As noted, my room isn't setup for AT... I have a bathroom (and door) to the left of my screen) that I can't change. However, the brown columns in the picture have to be there (structural). They are about 6" into the room.

My thoughts are to mount the screen on the columns - and use smaller on-wall speakers behind it. After some research, I found these by Axiom with many good reviews. They are thin enough that they will fit in the gap created by my columns without a problem.

I called Axiom to discuss my plans - and their feedback was that for a room that size I probably should double them - 2 L, 2 R, and 2 C. Makes sense - and doesn't break my bank  I need a good sub or two to go with them... Looking at driving them with the Emotiva or Outlaw amps... should be able to handle them in parallel I believe (I need to verify that).

So that's the latest after 3 days of intense research. Looking for someone to say "ummm... what about" or "don't do it" or "makes sense!"

I also posted in the anamorphic subforum in case anyone is interested about my plans for the screen/projector/lens.

Thanks!


----------



## Bruce Fisher (Nov 24, 2007)

Iteration #113

OK, I believe I've figured out my system... now to order it!

The basic changes is that I will be using a regular 2.35 screen (probably buy an Elite) and locate 3 LCR speakers (leaning towards Emotiva, Hsu, or Elemental) under the screen. I have spoken with the vendors and they feel it will work well for their speakers. Been reading everything I can find on these three... I'm leaning towards Emotiva because I like their side/surrounds the best (I think) plus I'm hoping to get their amps, etc.

Planning a SVS column sub (probably the PC13-Ultra or PC12-Plus) (although I consider 2 PC12-NSD's... still an option).

Not the perfect setup due to the room limitations... but I suspect this will still be a fine theater when done 

Construction and electrical are done. Painting is done. Carpet install happens Monday. Time for my fun... wiring and buying!


----------



## thewire (Jun 28, 2007)

What is the room like are there any alternative areas you could use so that the front of the room would not have the doors? edit: I see your going to redo walls but it's still something to maybe think about.


----------



## Bruce Fisher (Nov 24, 2007)

the floorplan is in the first post above.

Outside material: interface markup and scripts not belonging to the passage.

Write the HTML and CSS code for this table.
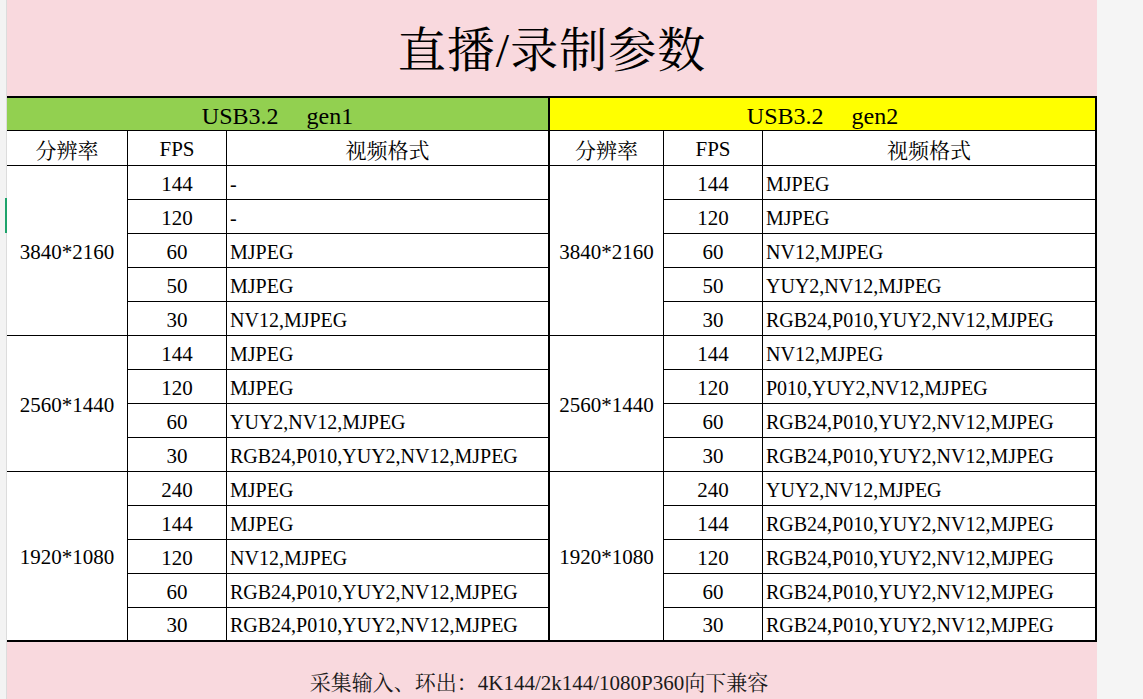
FILE: index.html
```html
<!DOCTYPE html>
<html lang="zh-CN">
<head>
<meta charset="utf-8">
<title>直播/录制参数</title>
<link rel="stylesheet" href="styles.css">
</head>
<body>
<div class="page">
  <div class="gutter"><span class="mark"></span></div>
  <div class="sheet">
    <div class="title">直播/录制参数</div>
    <div class="grid">
      <div class="c hd gen1 sep">USB3.2 gen1</div>
      <div class="c hd gen2 end">USB3.2 gen2</div>

      <div class="c cjk">分辨率</div>
      <div class="c">FPS</div>
      <div class="c cjk sep">视频格式</div>
      <div class="c cjk">分辨率</div>
      <div class="c">FPS</div>
      <div class="c cjk end">视频格式</div>

      <!-- 3840*2160 -->
      <div class="c res">3840*2160</div>
      <div class="c">144</div>
      <div class="c fmt sep">-</div>
      <div class="c res">3840*2160</div>
      <div class="c">144</div>
      <div class="c fmt end">MJPEG</div>

      <div class="c">120</div>
      <div class="c fmt sep">-</div>
      <div class="c">120</div>
      <div class="c fmt end">MJPEG</div>

      <div class="c">60</div>
      <div class="c fmt sep">MJPEG</div>
      <div class="c">60</div>
      <div class="c fmt end">NV12,MJPEG</div>

      <div class="c">50</div>
      <div class="c fmt sep">MJPEG</div>
      <div class="c">50</div>
      <div class="c fmt end">YUY2,NV12,MJPEG</div>

      <div class="c">30</div>
      <div class="c fmt sep">NV12,MJPEG</div>
      <div class="c">30</div>
      <div class="c fmt end">RGB24,P010,YUY2,NV12,MJPEG</div>

      <!-- 2560*1440 -->
      <div class="c res r4">2560*1440</div>
      <div class="c">144</div>
      <div class="c fmt sep">MJPEG</div>
      <div class="c res r4">2560*1440</div>
      <div class="c">144</div>
      <div class="c fmt end">NV12,MJPEG</div>

      <div class="c">120</div>
      <div class="c fmt sep">MJPEG</div>
      <div class="c">120</div>
      <div class="c fmt end">P010,YUY2,NV12,MJPEG</div>

      <div class="c">60</div>
      <div class="c fmt sep">YUY2,NV12,MJPEG</div>
      <div class="c">60</div>
      <div class="c fmt end">RGB24,P010,YUY2,NV12,MJPEG</div>

      <div class="c">30</div>
      <div class="c fmt sep">RGB24,P010,YUY2,NV12,MJPEG</div>
      <div class="c">30</div>
      <div class="c fmt end">RGB24,P010,YUY2,NV12,MJPEG</div>

      <!-- 1920*1080 -->
      <div class="c res last">1920*1080</div>
      <div class="c">240</div>
      <div class="c fmt sep">MJPEG</div>
      <div class="c res last">1920*1080</div>
      <div class="c">240</div>
      <div class="c fmt end">YUY2,NV12,MJPEG</div>

      <div class="c">144</div>
      <div class="c fmt sep">MJPEG</div>
      <div class="c">144</div>
      <div class="c fmt end">RGB24,P010,YUY2,NV12,MJPEG</div>

      <div class="c">120</div>
      <div class="c fmt sep">NV12,MJPEG</div>
      <div class="c">120</div>
      <div class="c fmt end">RGB24,P010,YUY2,NV12,MJPEG</div>

      <div class="c">60</div>
      <div class="c fmt sep">RGB24,P010,YUY2,NV12,MJPEG</div>
      <div class="c">60</div>
      <div class="c fmt end">RGB24,P010,YUY2,NV12,MJPEG</div>

      <div class="c last">30</div>
      <div class="c fmt sep last">RGB24,P010,YUY2,NV12,MJPEG</div>
      <div class="c last">30</div>
      <div class="c fmt end last">RGB24,P010,YUY2,NV12,MJPEG</div>
    </div>
    <div class="footer">采集输入、环出：4K144/2k144/1080P360向下兼容</div>
  </div>
</div>
</body>
</html>
```

FILE: styles.css
```css
html, body {
  margin: 0;
  padding: 0;
}

body {
  background: #f5f5f5;
  font-family: "Liberation Serif", "Noto Serif CJK SC", "Noto Sans CJK SC", serif;
  color: #000;
}

.page {
  display: flex;
  height: 699px;
  overflow: hidden;
}

.gutter {
  position: relative;
  width: 6px;
  flex: 0 0 6px;
  background: #f3f3f3;
  border-right: 1px solid #dcdcdc;
}

.mark {
  position: absolute;
  right: -1px;
  top: 198px;
  width: 2px;
  height: 35px;
  background: #1ea36b;
}

.sheet {
  width: 1090px;
  flex: 0 0 1090px;
  background: #f9d9de;
  display: flex;
  flex-direction: column;
}

.title {
  height: 96px;
  flex: 0 0 96px;
  box-sizing: border-box;
  padding-bottom: 4px;
  display: flex;
  align-items: center;
  justify-content: center;
  font-size: 48px;
  letter-spacing: 1px;
}

.grid {
  display: grid;
  grid-template-columns: 121px 99px 323px 114px 99px 332px;
  grid-template-rows: 33px 35px repeat(13, 34px) 32px;
  border-top: 2px solid #000;
  border-bottom: 2px solid #000;
  border-right: 2px solid #000;
  font-size: 21px;
}

.c {
  box-sizing: border-box;
  background: #fff;
  border-right: 1px solid #000;
  border-bottom: 1px solid #000;
  display: flex;
  align-items: center;
  justify-content: center;
  padding-top: 3px;
  white-space: nowrap;
}

.cjk {
  padding-top: 1px;
}

.hd {
  grid-column: span 3;
  font-size: 24px;
  white-space: pre;
  word-spacing: 22px;
  padding-top: 5px;
}

.gen1 {
  background: #92d050;
}

.gen2 {
  background: #ffff00;
}

.sep {
  border-right: 2px solid #000;
}

.end {
  border-right: none;
}

.fmt {
  justify-content: flex-start;
  padding-left: 3px;
  font-size: 20px;
}

.res {
  grid-row: span 5;
}

.res.r4 {
  grid-row: span 4;
}

.last {
  border-bottom: none;
}

.footer {
  flex: 1;
  box-sizing: border-box;
  padding: 27px 26px 0 0;
  text-align: center;
  font-size: 21px;
  line-height: 28px;
  color: #1a1a1a;
}
```
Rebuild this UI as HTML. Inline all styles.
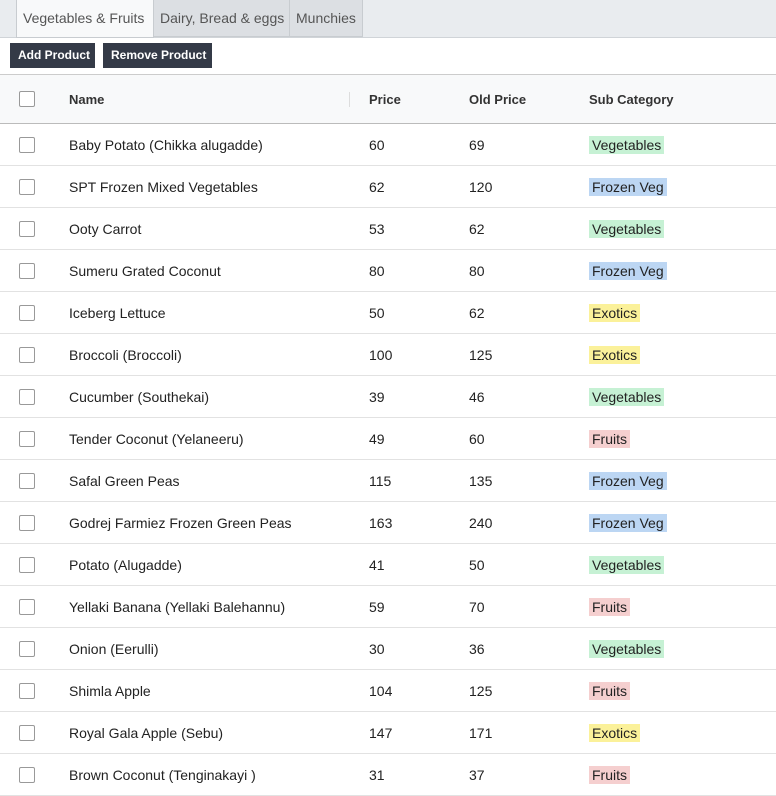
<!DOCTYPE html>
<html><head><style>
*{box-sizing:border-box;margin:0;padding:0}
body{width:776px;height:776px;overflow:hidden;background:#fff;font-family:"Liberation Sans",sans-serif;color:#222;font-size:14px}
.tabs{height:38px;background:#e9ecef;border-bottom:1px solid #d0d4d8;position:relative}
.tab{position:absolute;top:0;height:37px;line-height:37px;font-size:14px;color:#555;border:1px solid #c8ccd0;border-top:none;background:#dcdfe3;padding:0 6px;white-space:nowrap;overflow:hidden}
.tab.a{background:#f8f9fa;height:38px}
.btn{position:absolute;top:43px;height:25px;line-height:25px;background:#343a47;color:#fff;font-weight:bold;font-size:12px;padding:0 8px;white-space:nowrap}
.hdr{position:absolute;top:74px;left:0;width:776px;height:50px;background:#f8f9fa;border-top:1px solid #ccc;border-bottom:1px solid #bbb}
.row{position:absolute;left:0;width:776px;height:42px;border-bottom:1px solid #e2e2e2}
.c{position:absolute;top:0;line-height:42px;white-space:nowrap}
.hdr .c{line-height:49px;font-weight:bold;font-size:13px;color:#333}
.cb{position:absolute;left:19px;width:16px;height:16px;border:1.5px solid #999;border-radius:2px;background:#fff}
.b{padding:1px 3px}
.V{background:#c6f1d4}.F{background:#bcd6f3}.E{background:#fbf19a}.R{background:#f5cfcf}
</style></head><body>
<div class="tabs">
<div class="tab a" style="left:16px;width:138px">Vegetables &amp; Fruits</div>
<div class="tab" style="left:153px;width:137px">Dairy, Bread &amp; eggs</div>
<div class="tab" style="left:289px;width:74px">Munchies</div>
</div>
<div class="btn" style="left:10px;width:85px">Add Product</div>
<div class="btn" style="left:103px;width:109px">Remove Product</div>
<div class="hdr">
<div class="cb" style="top:16px"></div>
<div class="c" style="left:69px">Name</div>
<div style="position:absolute;left:349px;top:17px;width:1px;height:15px;background:#ddd"></div>
<div class="c" style="left:369px">Price</div>
<div class="c" style="left:469px">Old Price</div>
<div class="c" style="left:589px">Sub Category</div>
</div>
<div id="rows"></div>
<script>
var d=[["Baby Potato (Chikka alugadde)",60,69,"Vegetables","V"],["SPT Frozen Mixed Vegetables",62,120,"Frozen Veg","F"],["Ooty Carrot",53,62,"Vegetables","V"],["Sumeru Grated Coconut",80,80,"Frozen Veg","F"],["Iceberg Lettuce",50,62,"Exotics","E"],["Broccoli (Broccoli)",100,125,"Exotics","E"],["Cucumber (Southekai)",39,46,"Vegetables","V"],["Tender Coconut (Yelaneeru)",49,60,"Fruits","R"],["Safal Green Peas",115,135,"Frozen Veg","F"],["Godrej Farmiez Frozen Green Peas",163,240,"Frozen Veg","F"],["Potato (Alugadde)",41,50,"Vegetables","V"],["Yellaki Banana (Yellaki Balehannu)",59,70,"Fruits","R"],["Onion (Eerulli)",30,36,"Vegetables","V"],["Shimla Apple",104,125,"Fruits","R"],["Royal Gala Apple (Sebu)",147,171,"Exotics","E"],["Brown Coconut (Tenginakayi )",31,37,"Fruits","R"]];
var h="";d.forEach(function(r,i){h+='<div class="row" style="top:'+(124+i*42)+'px"><div class="cb" style="top:13px"></div><div class="c" style="left:69px">'+r[0]+'</div><div class="c" style="left:369px">'+r[1]+'</div><div class="c" style="left:469px">'+r[2]+'</div><div class="c" style="left:589px"><span class="b '+r[4]+'">'+r[3]+'</span></div></div>'});
document.getElementById("rows").innerHTML=h;
</script>
</body></html>
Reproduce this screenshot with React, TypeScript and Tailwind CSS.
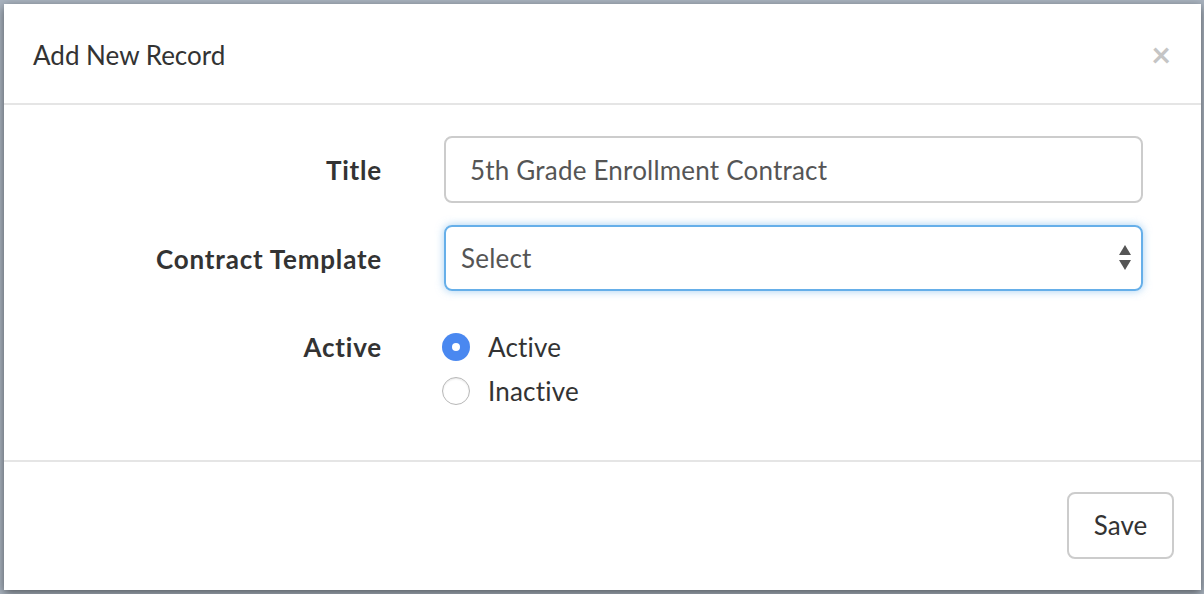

The only wall that doesn't really have a door is the one that borders the office. This is how we oriented it before this rebuild - but it is narrow this way which doesn't work well for us to entertain large crowds (we regularly host Panthers football game viewing with 8-12 people, etc). By making it the long way, we can fit more people comfortably and have a bigger screen.

Unfortunately it's not ideal or perfect - but it's much better than what we've had before


----------



## Prof. (Oct 20, 2006)

Bruce Fisher said:


> The basic changes is that I will be using a regular 2.35 screen (probably buy an Elite) and locate 3 LCR speakers (leaning towards Emotiva, Hsu, or Elemental) under the screen.


Just one thing Bruce..(to throw another spanner in the works!!)..When using CIH in an anamorphic projection set up..the screen needs to have an aspect ratio of at least 2.37:1..not 2.35:1..
Some (like myself) even go to 2.39:1..the cinemascope standard..

Most major screen companies now provide AR's suitable for CIH projection..


----------



## Bruce Fisher (Nov 24, 2007)

thanks for the catch. I'll double check the math before I buy. All the vendors I've looked at say 2.35 but found 1 or 2 that say it's really 2.39 or 2.40 but the "convention" is 2.35 so that's how they list it.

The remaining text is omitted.